Les experts y ont pensé il y a longtemps : selon des simulations informatiques réalisées dès les années 2000, un intercepteur peut arrêter un missile qui se trouve dans un rayon d’environ 850 km. Par conséquent, uniquement pour se défendre contre des missiles en provenance de la Corée du Nord, il faudrait entre 400 et 1600 intercepteurs dans l’espace. Et malgré ce nombre imposant, le système ne pourrait pas défendre les villes de l’Alaska ou même celles au nord du pays —sans parler du Canada, qui voudrait possiblement se joindre au projet.

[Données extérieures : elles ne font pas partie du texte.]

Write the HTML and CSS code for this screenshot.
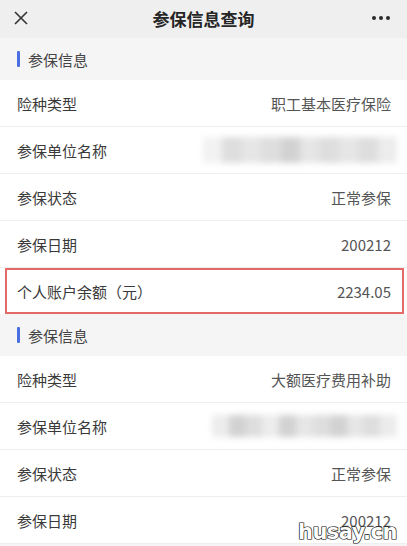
FILE: index.html
```html
<!DOCTYPE html>
<html lang="zh">
<head>
<meta charset="utf-8">
<link rel="stylesheet" href="styles.css">
</head>
<body>
<div class="page">
  <header class="topbar">
    <svg class="close" width="16" height="16" viewBox="0 0 16 16"><path d="M2 2L14 14M14 2L2 14" stroke="#333" stroke-width="1.6" fill="none"/></svg>
    <div class="title">参保信息查询</div>
    <div class="more"><span></span><span></span><span></span></div>
  </header>

  <div class="section-head"><span class="bar"></span>参保信息</div>
  <div class="row"><span class="label">险种类型</span><span class="value">职工基本医疗保险</span></div>
  <div class="row"><span class="label">参保单位名称</span>
    <div class="blur blur1">
      <i class="g0"></i><i class="g2"></i><i class="g3"></i><i class="g2"></i><i class="g4"></i><i class="g3"></i><i class="g2"></i><i class="g3"></i><i class="g2"></i><i class="g1"></i>
    </div>
  </div>
  <div class="row"><span class="label">参保状态</span><span class="value">正常参保</span></div>
  <div class="row"><span class="label">参保日期</span><span class="value">200212</span></div>
  <div class="hl-wrap">
    <div class="row hl"><span class="label">个人账户余额（元）</span><span class="value">2234.05</span></div>
  </div>

  <div class="section-head second"><span class="bar"></span>参保信息</div>
  <div class="row"><span class="label">险种类型</span><span class="value">大额医疗费用补助</span></div>
  <div class="row"><span class="label">参保单位名称</span>
    <div class="blur blur2">
      <i class="g1"></i><i class="g4"></i><i class="g2"></i><i class="g1"></i><i class="g4"></i><i class="g3"></i><i class="g2"></i><i class="g4"></i><i class="g3"></i><i class="g2"></i><i class="g1"></i>
    </div>
  </div>
  <div class="row"><span class="label">参保状态</span><span class="value">正常参保</span></div>
  <div class="row"><span class="label">参保日期</span><span class="value">200212</span></div>

  <div class="watermark">husay.cn</div>
</div>
</body>
</html>
```

FILE: styles.css
```css
html, body {
  margin: 0;
  padding: 0;
}
body {
  width: 407px;
  height: 546px;
  overflow: hidden;
  background: #f5f5f5;
  font-family: "Noto Sans CJK SC", "Noto Sans", sans-serif;
}
.page {
  position: relative;
  height: 546px;
  overflow: hidden;
}
.topbar {
  height: 38px;
  background: #efefef;
  display: flex;
  align-items: center;
  padding: 0 15px 2px 13px;
  box-sizing: border-box;
}
.close {
  display: block;
}
.title {
  flex: 1;
  text-align: center;
  font-size: 17px;
  font-weight: 700;
  color: #262626;
  padding-left: 6px;
}
.more {
  display: flex;
  gap: 3px;
  padding-right: 2px;
}
.more span {
  width: 4px;
  height: 4px;
  border-radius: 50%;
  background: #2a2a2a;
}
.section-head {
  height: 42px;
  display: flex;
  align-items: center;
  padding-left: 17px;
  font-size: 15px;
  color: #444;
  background: #f5f5f5;
}
.bar {
  width: 3px;
  height: 16px;
  background: #4a6fe0;
  margin-right: 8px;
  border-radius: 1px;
}
.row {
  height: 46px;
  border-bottom: 1px solid #eeeeee;
  background: #fff;
  display: flex;
  align-items: center;
  justify-content: space-between;
  padding: 0 16px 0 17px;
  font-size: 15px;
}
.label {
  color: #3a3a3a;
}
.value {
  color: #555;
}
.hl-wrap {
  background: #fff;
  padding: 0 3px 0 5px;
}
.row.hl {
  height: 42px;
  border: 2px solid #e46a6a;
  padding: 0 11px 0 10px;
}
.blur {
  display: flex;
  filter: blur(3px);
  margin-right: -6px;
}
.blur1 {
  width: 194px;
  height: 26px;
}
.blur2 {
  width: 185px;
  height: 22px;
}
.blur i {
  flex: 1;
  display: block;
}
.g0 { background: #f2f2f2; }
.g1 { background: #ececec; }
.g2 { background: #dedede; }
.g3 { background: #e6e6e6; }
.g4 { background: #d2d2d2; }
.watermark {
  position: absolute;
  right: 10px;
  bottom: 2px;
  font-family: "DejaVu Sans", sans-serif;
  font-weight: 700;
  font-size: 21px;
  color: #fff;
  letter-spacing: -0.5px;
  -webkit-text-stroke: 1.2px #222;
  paint-order: stroke fill;
  text-shadow: 0 0 1px #000;
}
```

Par ailleurs, si plusieurs missiles sont lancés en même temps, chacun devra passer dans le rayon d’un intercepteur unique pour être détruit, ajoutait Thomas Robert. Étant donné que les intercepteurs ne sont pas réutilisables, chaque interception crée un trou dans la couverture de défense. Pour tromper les systèmes de défense, l’ennemi peut donc simplement lancer plusieurs missiles à la fois, confirmait le rapport de la Société américaine de physique.
Enfin, tout ceci concerne essentiellement les missiles balistiques, dont on peut raisonnablement prévoir la trajectoire, mais ça se complique avec les nouvelles armes comme les planeurs hypersoniques ou les FOBS.
De fait, la Russie et la Chine développeraient actuellement des armes plus sophistiquées afin d’échapper aux systèmes de défense actuels et futurs, peut-on lire dans le rapport paru en février dernier. À cela, il faut ajouter les armes anti-satellites au sol qui peuvent facilement détruire les intercepteurs positionnés dans l’espace, soulignait dès 2018 l’Union of Concerned Scientists, un groupe américain indépendant de scientifiques et de citoyens œuvrant pour trouver des solutions notamment dans le domaine des armes nucléaires et de la sécurité globale.
Verdict
Les systèmes de défense basés dans l’espace représentent un grand défi technique et peuvent facilement être contournés par les adversaires. Leur efficacité pour défendre un territoire, en particulier de la taille des États-Unis, est donc limitée.